The phrase in question, from Titus 2:13, has been translated as both "our great God and Savior Jesus Christ" and "the great God and our Savior Jesus Christ". Since it has multiple translations, it's possible the underlying Greek has some ambiguity. While there is a disambiguating "rule", it is not necessarily absolute. Potential ambiguity is a consequence of being able to express complex ideas.

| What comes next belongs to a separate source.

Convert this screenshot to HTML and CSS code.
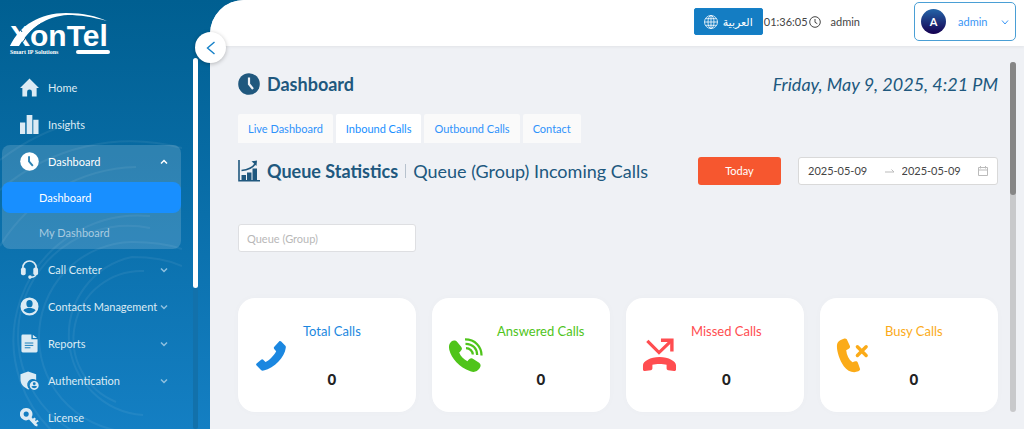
FILE: index.html
```html
<!DOCTYPE html>
<html lang="en">
<head>
<meta charset="utf-8">
<meta name="viewport" content="width=device-width, initial-scale=1">
<title>XonTel Dashboard</title>
<link rel="stylesheet" href="styles.css">
</head>
<body>
<div class="app">
  <aside class="sidebar">
    <svg class="rings" viewBox="0 0 182 429" preserveAspectRatio="xMinYMin slice" aria-hidden="true">
      <g fill="none" stroke="#fff" stroke-width="2">
        <path d="M116 402A68 68 0 0 1 144 271"/>
        <path d="M143 415A80 80 0 0 1 132 257q30 0 50 9"/>
        <path d="M136 432A95 95 0 0 1 132 242q30 0 50 7"/>
        <path d="M90 439A110 110 0 0 1 150 228"/>
        <path d="M70 445A125 125 0 0 1 150 216"/>
        <path d="M0 246A164 164 0 0 1 136 167"/><path d="M0 190A200 200 0 0 1 182 148"/><path d="M0 160A220 220 0 0 1 80 121"/>
      </g>
    </svg>
    <div class="brand">
      <svg width="104" height="46" viewBox="0 0 104 46" role="img" aria-label="XonTel Smart IP Solutions">
        <text class="brand-name" x="2" y="37">XonTel</text>
        <path d="M2 37C12 16 32 4 58 4c18 0 30 3 41 8C84 8 72 6 60 6 38 7 22 19 11 37z" fill="#fff"/>
        <path d="M12.500 37C18 27 25 19 34 14M9 15l5 8" fill="none" stroke="#016094" stroke-width="1"/>
        <text class="brand-tag" x="2" y="45">Smart IP Solutions</text>
        <rect x="68" y="41" width="34" height="4" rx="2" fill="#fff"/>
      </svg>
    </div>
    <nav class="nav">
      <a class="item" href="#"><svg viewBox="0 0 20 20"><path d="M10 0.500 20 10.500H17.500V19.500H12.500V14.500a2.500 2.500 0 0 0-5 0v5H2.500v-9H0z"/></svg><span>Home</span></a>
      <a class="item" href="#"><svg viewBox="0 0 20 20"><path d="M0 8h5.500v12H0zM7 0h6v20H7zM14 5h5.500v15H14z"/></svg><span>Insights</span></a>
      <div class="group">
        <a class="item on" href="#"><svg viewBox="0 0 20 20"><circle cx="10" cy="10" r="9.800"/><path class="cut" d="M9.500 4.500V10l4 4.500"/></svg><span>Dashboard</span><svg class="caret" viewBox="0 0 8 8"><path d="M1 5.500 4 2.500l3 3"/></svg></a>
        <a class="sub active" href="#">Dashboard</a>
        <a class="sub" href="#">My Dashboard</a>
      </div>
      <a class="item" href="#"><svg viewBox="0 0 20 20"><path d="M3 11V8a7 7 0 0 1 14 0v3" fill="none" stroke="currentColor" stroke-width="1.700"/><rect x="1" y="8" width="5" height="8" rx="2"/><rect x="14" y="8" width="5" height="8" rx="2"/><path d="M17 14c0 3-2 4.200-6 4.200" fill="none" stroke="currentColor" stroke-width="1.500"/><circle cx="10.500" cy="18" r="1.900"/></svg><span>Call Center</span><svg class="caret" viewBox="0 0 8 8"><path d="M1 2.500 4 5.500l3-3"/></svg></a>
      <a class="item" href="#"><svg viewBox="0 0 20 20"><path fill-rule="evenodd" d="M10 .5a9.500 9.500 0 1 0 0 19 9.500 9.500 0 0 0 0-19zM10 3.200a3.300 3.800 0 1 1 0 7.600 3.300 3.800 0 0 1 0-7.600zM3.500 14c2-2 4-2.300 6.500-2.300s4.500.3 6.500 2.300c-3.500 4-9.500 4-13 0z"/></svg><span>Contacts Management</span><svg class="caret" viewBox="0 0 8 8"><path d="M1 2.500 4 5.500l3-3"/></svg></a>
      <a class="item" href="#"><svg viewBox="0 0 20 20"><path d="M3 .5h9v5h6.500V18a1.500 1.500 0 0 1-1.500 1.500H3A1.500 1.500 0 0 1 1.500 18V2A1.500 1.500 0 0 1 3 .5zM13.500.8l4.500 3.500h-4.500z"/><path class="line" d="M5 9.500h9M5 12h9M5 14.500h6"/></svg><span>Reports</span><svg class="caret" viewBox="0 0 8 8"><path d="M1 2.500 4 5.500l3-3"/></svg></a>
      <a class="item" href="#"><svg viewBox="0 0 20 20"><path d="M8.500.5 17 3.500v6a5.500 5.500 0 0 0-7 9.500l-1.500.5C3 16.500.5 14 .5 8V3.500z"/><path fill-rule="evenodd" d="M15 10.500a4.700 4.700 0 1 0 0 9.400 4.700 4.700 0 0 0 0-9.400zm0 1.300a1.500 1.500 0 1 1 0 3 1.500 1.500 0 0 1 0-3zm-3 4.600c1.500-1 4.500-1 6 0-1.200 2.200-4.800 2.200-6 0z"/></svg><span>Authentication</span><svg class="caret" viewBox="0 0 8 8"><path d="M1 2.500 4 5.500l3-3"/></svg></a>
      <a class="item" href="#"><svg viewBox="0 0 20 20"><path fill-rule="evenodd" d="M6.500 0a6.500 6.500 0 1 0 3 12.200l6.200 6.600 2.300.7.700-2-1.700-1.500 1.400-1.200 1.500-.5-1.700-2-1.600 1.300-1-.9 1.300-1.200-1.700-1.500-1.700 1.200-1.300-1.400A6.500 6.500 0 0 0 6.500 0zm0 3.700a2.700 2.700 0 1 1 0 5.400 2.700 2.700 0 0 1 0-5.400z"/></svg><span>License</span></a>
    </nav>
    <div class="side-track"><div class="side-thumb"></div></div>
    <button class="collapse" aria-label="Collapse menu"><svg width="10" height="14" viewBox="0 0 10 14"><path d="M8.500 1 1.500 7l7 6"/></svg></button>
  </aside>
  <div class="main">
    <header class="topbar">
      <button class="lang"><svg width="14" height="14" viewBox="0 0 14 14"><circle cx="7" cy="7" r="6.500"/><ellipse cx="7" cy="7" rx="3" ry="6.500"/><path d="M7 .5v13M.5 7h13M1.500 3.700h11M1.500 10.300h11"/></svg><span lang="ar" dir="rtl">العربية</span></button>
      <span class="clock">01:36:05<svg width="12" height="12" viewBox="0 0 12 12"><circle cx="6" cy="6" r="5.300"/><path d="M6 3v3.300l2.300 1.400"/></svg></span>
      <span class="who">admin</span>
      <button class="user"><span class="avatar">A</span><span class="user-name">admin</span><svg width="8" height="8" viewBox="0 0 8 8"><path d="M1 2.500 4 6l3-3.500"/></svg></button>
    </header>
    <div class="body">
      <main class="content">
        <div class="title-row">
          <svg width="22" height="22" viewBox="0 0 22 22"><circle cx="11" cy="11" r="10.800" fill="#20587e"/><path d="M11 4.500V11l4 5" fill="none" stroke="#eff1f5" stroke-width="2.200"/></svg>
          <h1>Dashboard</h1>
          <time>Friday, May 9, 2025, 4:21 PM</time>
        </div>
        <nav class="tabs">
          <a href="#">Live Dashboard</a><a class="current" href="#">Inbound Calls</a><a href="#">Outbound Calls</a><a href="#">Contact</a>
        </nav>
        <div class="stats-row">
          <svg width="22" height="22" viewBox="0 0 22 22"><path d="M1 0v20.800h21M3.500 10.500c6-.5 11-2.500 14-7" fill="none" stroke="#20587e" stroke-width="1.600"/><path d="M13.500 1.300 19 .5l-.5 5.500z" fill="#20587e"/><path d="M3.500 15H8v5H3.500zM9 12.500h4.500V20H9zM14.500 8.500H19V20h-4.500z" fill="#20587e"/></svg>
          <h2>Queue Statistics</h2><i class="bar"></i><span class="subtitle">Queue (Group) Incoming Calls</span>
          <button class="today">Today</button>
          <div class="range">
            <input type="text" aria-label="Start date" value="2025-05-09">
            <svg width="10" height="8" viewBox="0 0 10 8"><path d="M0 5h9L6.500 2.500"/></svg>
            <input type="text" aria-label="End date" value="2025-05-09">
            <svg width="10" height="10" viewBox="0 0 10 10"><path d="M.5 1.500h9v8h-9zM.5 4h9M2.500 0v2.500M7.500 0v2.500"/></svg>
          </div>
        </div>
        <div class="grid filters"><input class="queue" type="text" aria-label="Queue (Group)" placeholder="Queue (Group)"></div>
        <section class="grid cards">
          <article class="card total">
            <svg viewBox="0 0 36 36"><path d="M25.800 3.500c.8-.8 1.500-.6 2.200.1l4 4c.8.8.8 1.400.7 2.500C31.500 20 21 31 10 33.500c-1.300.3-2 .1-2.800-.7l-4.500-4.500c-.7-.7-.7-1.300 0-2l4.600-4c.8-.7 1.500-.7 2.200 0l2.300 2.500C16 22.500 20.500 18 22.800 13.500l-2-2.300c-.6-.8-.6-1.400.1-2.200z"/></svg>
            <div><h3>Total Calls</h3><strong>0</strong></div>
          </article>
          <article class="card answered">
            <svg viewBox="0 0 36 36"><path d="M3.500 3.500c2-1.500 4.500-1.200 6 .5l4 5c1.500 2 1 3.300-2 6 1.500 4 4.500 7 8.500 9 2-3 4-4 6-2.500l6 4c2 1.500 2 3.700.5 5.700-2.500 3.500-5.500 4.500-9.500 3C11.500 30 3.500 21 1.300 12c-.7-3.500-.3-6.500 2.200-8.500z"/><g fill="none" stroke="currentColor" stroke-width="2.300"><path d="M17.500 1.500C28 1.500 34.500 9 34.500 18"/><path d="M18 6c7.500 0 12 5 12 11.500"/><path d="M18.500 10.500c4 0 7 3 7 6.500"/></g></svg>
            <div><h3>Answered Calls</h3><strong>0</strong></div>
          </article>
          <article class="card missed">
            <svg viewBox="0 0 36 36"><path d="M5.500 3 17.500 15 30 3" fill="none" stroke="currentColor" stroke-width="3.300"/><path d="M19.500.5H32.500V14h-3.500V4h-9.500zM1 28c0-4 7.500-8.500 17-8.500S35 24 35 28v4.500c0 1-.8 1.700-2 1.500l-6-.8c-1.200-.2-1.700-1-1.700-2V27.500c-4-1-10.600-1-14.600 0V31c0 1-.5 2-1.700 2.200L3 34c-1.200.2-2-.5-2-1.500z"/></svg>
            <div><h3>Missed Calls</h3><strong>0</strong></div>
          </article>
          <article class="card busy">
            <svg viewBox="0 0 36 36"><path d="M8 .8c2-.7 3 0 3.700 1.700l2.500 5.500c.7 1.700-.2 3-3.700 4.500.5 5 2.500 9.500 6.500 12.500 3-1.500 4.700-1.300 5.500.5l2 5.500c.6 1.700.2 2.500-1.500 3.300-5.500 2.200-11 0-15-5.300C3.500 22.500.5 13 1 7.500 1.300 3.500 4.500 1.800 8 .8z"/><path d="m22 9 9 9m0-9-9 9" fill="none" stroke="currentColor" stroke-width="3.500" stroke-linecap="round"/></svg>
            <div><h3>Busy Calls</h3><strong>0</strong></div>
          </article>
        </section>
      </main>
      <div class="track"><div class="thumb"></div></div>
    </div>
  </div>
</div>
</body>
</html>
```
FILE: styles.css
```css
* { box-sizing: border-box; }
body { margin: 0; font: 11px/16px Lato, "DejaVu Sans", sans-serif; color: #444; }
button, input { font: inherit; color: inherit; margin: 0; }
a { text-decoration: none; color: inherit; }
h1, h2, h3 { margin: 0; }

.app { display: flex; height: 100vh; overflow: hidden; background: linear-gradient(#005f91, #147fc3); }

.sidebar { position: relative; flex: 0 0 210px; padding-right: 28px; }
.rings { position: absolute; top: 0; left: 0; width: 182px; height: 100%; opacity: .06; }
.brand { height: 71px; padding: 9px 0 0 8px; }
.brand svg { display: block; }
.brand-name { font: bold 30px "Liberation Sans", Arial, sans-serif; fill: #fff; }
.brand-tag { font: bold 6px "Liberation Serif", serif; fill: #fff; }
.nav { position: relative; display: flex; flex-direction: column; gap: 4px; color: #dcebf4; }
.item { display: flex; align-items: center; height: 33px; padding: 0 14px 0 20px; }
.item > svg { width: 19px; height: 19px; margin-right: 9px; fill: currentColor; }
.item > .caret { width: 8px; height: 8px; margin: 0 0 0 auto; fill: none; stroke: #8fc0df; stroke-width: 1.5; }
.item.on { color: #fff; }
.item.on > .caret { stroke: #fff; }
.item span { white-space: nowrap; }
.cut { fill: none; stroke: #2d83b4; stroke-width: 2; }
.line { stroke: #1279b8; stroke-width: 1; }
.group { display: flex; flex-direction: column; gap: 4px; margin: 0 1px 0 2px; padding-bottom: 1px; border-radius: 8px; background: rgba(255, 255, 255, .16); }
.group .item { padding: 0 13px 0 18px; }
.sub { height: 31px; line-height: 31px; padding-left: 37px; border-radius: 8px; color: #a9cbe0; }
.sub.active { background: #188fff; color: #fff; }
.side-track { position: absolute; top: 58px; bottom: 0; right: 12px; width: 5px; background: #1271ab; border-radius: 3px; }
.side-thumb { height: 62%; border-radius: 3px; background: #fff; }
.collapse { position: absolute; z-index: 2; top: 32px; right: -16px; width: 31px; height: 31px; padding: 0; border: 0; border-radius: 50%; background: #fff; box-shadow: 0 1px 4px rgba(0, 0, 0, .25); display: grid; place-items: center; }
.collapse path { fill: none; stroke: #1580c8; stroke-width: 1.4; }

.main { flex: 1; min-width: 0; display: flex; flex-direction: column; border-top-left-radius: 34px; overflow: hidden; background: #eff1f5; }
.topbar { flex: none; display: flex; align-items: center; justify-content: flex-end; height: 46px; padding: 0 8px 3px 0; background: #fff; box-shadow: 0 1px 3px rgba(0, 0, 0, .06); }
.lang { display: flex; align-items: center; justify-content: space-between; width: 69px; height: 27px; padding: 0 9px; border: 1px solid #1580c8; border-radius: 2px; background: #147dc3; color: #fff; }
.lang svg { fill: none; stroke: #fff; stroke-width: .8; }
.clock { display: flex; align-items: center; gap: 1px; margin: 0 10px 0 1px; }
.clock svg { fill: none; stroke: #444; stroke-width: 1; }
.who { margin-right: 54px; }
.user { display: flex; align-items: center; width: 102px; height: 39px; padding: 0 6px; border: 1px solid #4a9fd5; border-radius: 5px; background: #fff; color: #3a96f5; }
.user svg { margin-left: auto; fill: none; stroke: #3a96f5; stroke-width: 1; }
.user-name { margin-left: 12px; }
.avatar { width: 25px; height: 25px; border-radius: 50%; background: linear-gradient(#2464a8, #150050); color: #fff; font-weight: bold; line-height: 25px; text-align: center; }

.body { flex: 1; display: flex; padding: 16px 8px 17px 28px; }
.content { flex: 1; min-width: 0; padding-top: 8px; }
.track { flex: 0 0 6px; margin-left: 12px; border-radius: 3px; background: #c8c9cb; }
.thumb { height: 38%; border-radius: 3px; background: #868686; }
.title-row, .stats-row { display: flex; align-items: center; height: 28px; color: #20587e; }
h1, h2 { margin-left: 7px; font-size: 18px; line-height: 28px; white-space: nowrap; }
time { margin-left: auto; font-size: 18px; font-style: italic; white-space: nowrap; }
.tabs { display: flex; gap: 3px; margin: 16px 0 14px; color: #2f92fa; }
.tabs a { padding: 0 10px; line-height: 29px; border-radius: 2px 2px 0 0; background: #fafafa; white-space: nowrap; }
.tabs .current { background: #fff; color: #188fff; }
.bar { width: 1px; height: 14px; margin: 0 7px; background: #b7c2cd; }
.subtitle { font-size: 18px; white-space: nowrap; }
.today { width: 83px; height: 28px; margin: 0 17px 0 auto; padding: 0; border: 0; border-radius: 3px; background: #f6572f; color: #fff; }
.range { display: flex; align-items: center; width: 200px; height: 28px; padding: 0 9px; border: 1px solid #d9d9d9; border-radius: 3px; background: #fff; color: #444; }
.range input { flex: 1; width: 0; min-width: 0; padding: 0; border: 0; background: none; }
.range svg { flex: none; margin-right: 7px; fill: none; stroke: #bbb; stroke-width: 1; }
.range svg:last-child { margin-right: 0; }
.grid { display: grid; grid-template-columns: repeat(4, minmax(0, 1fr)); gap: 16px; }
.filters { margin: 39px 0 46px; }
.queue { width: 100%; height: 28px; padding: 0 8px; border: 1px solid #dedfe2; border-radius: 3px; background: #fff; }
.queue::placeholder { color: #b8b8b8; opacity: 1; }
.card { display: flex; gap: 14px; padding: 23px 16px; border-radius: 17px; background: #fff; box-shadow: 0 0 8px rgba(0, 0, 0, .02); }
.card > svg { flex: none; width: 35px; height: 35px; margin-top: 17px; fill: currentColor; }
.card > div { text-align: center; }
.card h3 { font-size: 13px; font-weight: 400; line-height: 20px; white-space: nowrap; }
.card strong { display: block; margin-top: 28px; color: #222; font-size: 15px; font-weight: 900; line-height: 20px; }
.total { color: #1b87e0; }
.answered { color: #4fc41a; }
.missed { color: #ff4d50; }
.busy { color: #fbab18; }
```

  • τοῦ μεγάλου Θεοῦ καὶ Σωτῆρος ἡμῶν Χριστοῦ Ἰησοῦ
    tou megalou Theou kai Sōtēros hēmōn Christou Iēsou
    the great God and Savior of-us Christ Jesus

Since the article appears before "great God", it would seem that the correct positioning of "our" is before "great God". However, consider 1 Timothy 1:1–

  • Θεοῦ Σωτῆρος ἡμῶν καὶ Χριστοῦ Ἰησοῦ τῆς ἐλπίδος ἡμῶν
    Theou Sōtēros hēmōn kai Christou Iēsou tēs elpidos hēmōn
    God Savior of-us and Christ Jesus the hope of-us

There is no article associated with Θεοῦ Σωτῆρος ἡμῶν (Theou Sōtēros hēmōn), so "our Savior" could be a legitimate translation for Titus 2:13. However, the other instances of "our Savior" in Titus don't support a translation of "our Savior" in 2:13 because they all contain an article. This may indicate that if "our Savior" had been meant, the writer would have included an article:

  • τοῦ Σωτῆρος ἡμῶν
    tou Sōtēros hēmōn
    the Savior of-us

If the Apostle Paul intended to write “our great God”... would he not of placed the pronoun ἡμῶν (our) after the noun θεοῦ (God)... ?

Like so?

  • τοῦ μεγάλου Θεοῦ ἡμῶν καὶ Σωτῆρος Χριστοῦ Ἰησοῦ
    tou megalou Theou hēmōn kai Sōtēros Christou Iēsou
    the great God of-us and Savior Christ Jesus

Moving the word would change the meaning so that "our great God" would be a separate entity from "Savior Christ Jesus". Whereas with the original placement "our great God and Savior" is the same entity also known as "Christ Jesus".


Concerning your third and final paragraph, compare, for instance, the expression the God and father ours of Galatians 1:4, Philippians 4:20, 1 Thessalonians 1:3, 3:11, and 3:13 with the similar expression the great God and savior ours of Titus 2:13.